In an extraordinary spectacle on Wednesday, Chávez’s body and coffin were carried through the streets of Caracas for miles as hundreds of thousands of red-shirted admirers marched behind him for hours in the scorching sun. His funeral on Friday promises to be one of the most memorable events in modern Latin American history.

Anointed successor, Vice President Nicholas Maduro, seems poised to easily win the new election for president, which may take place within a month. His likely opponent, Henrique Capriles, is a state governor and an oligarch. He spent the weekend before Chávez’s death visiting relatives on the Upper East Side of Manhattan. The New York Times reported that Capriles’s sister has a $4.1 million apartment there.
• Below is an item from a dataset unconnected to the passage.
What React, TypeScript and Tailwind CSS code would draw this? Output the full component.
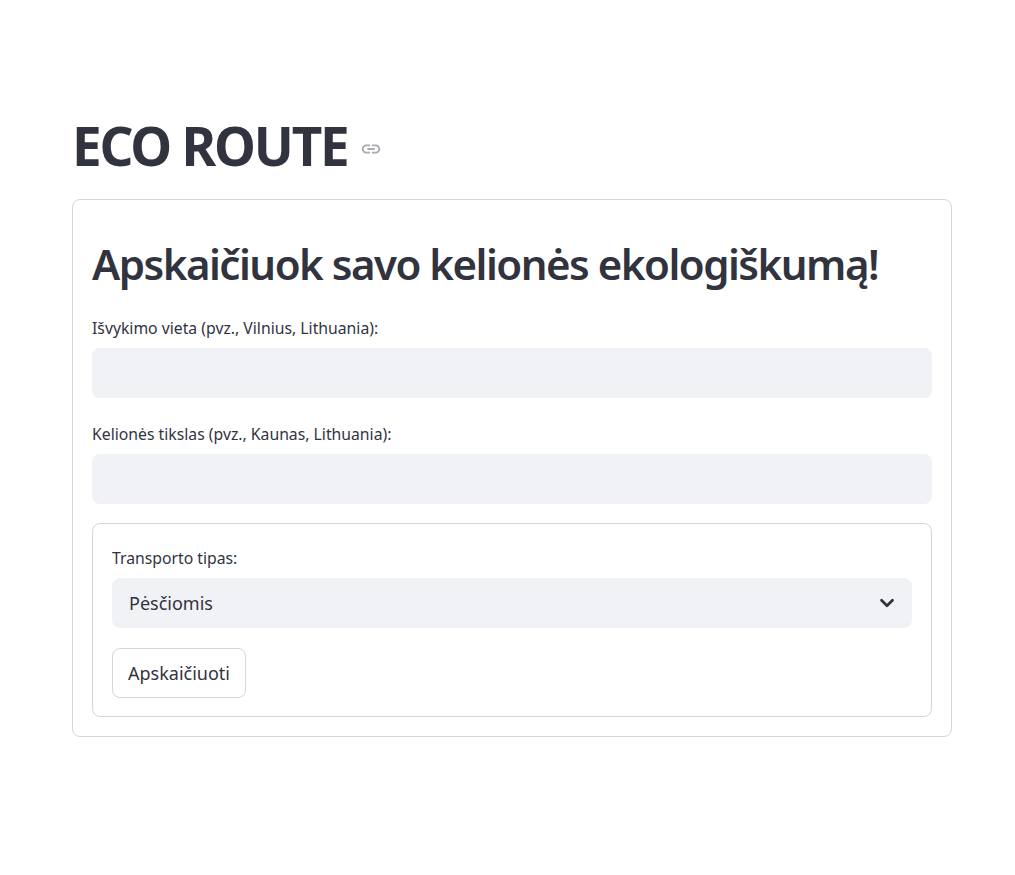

In contrast, Maduro hails from the sprawling slum of Catia in Caracas. He was at Chávez’s side from the time the former paratrooper first emerged on the public stage by leading a coup in 1992 against a hated government.

Chávez, who himself was born in a mud hut in rural Venezuela, was the poor people’s president—the first in Venezuela’s history. He was a beacon to millions around the world, though hated by many others.

He was demonized by the elites in life, and now—says the left-leaning media watchdog group FAIR, which stands for Fairness and Accuracy in Reporting—he is being demonized in death as they try to write and rewrite his legacy—to bury him once and for all. (True to form, even in death, Chávez won’t go away. He’s going to be embalmed and permanently on display in a glass casket.)

Of course, Maduro is no Chávez—no one in Venezuela is. Chávez was a once-in-a-century figure, a gifted orator who had a quasi-religious connection with the poor majority who viewed him more as a messiah than a politician. It’s possible that with him gone, his movement will collapse.

But it’s much more likely his followers will never forget the man who turned Venezuela upside down.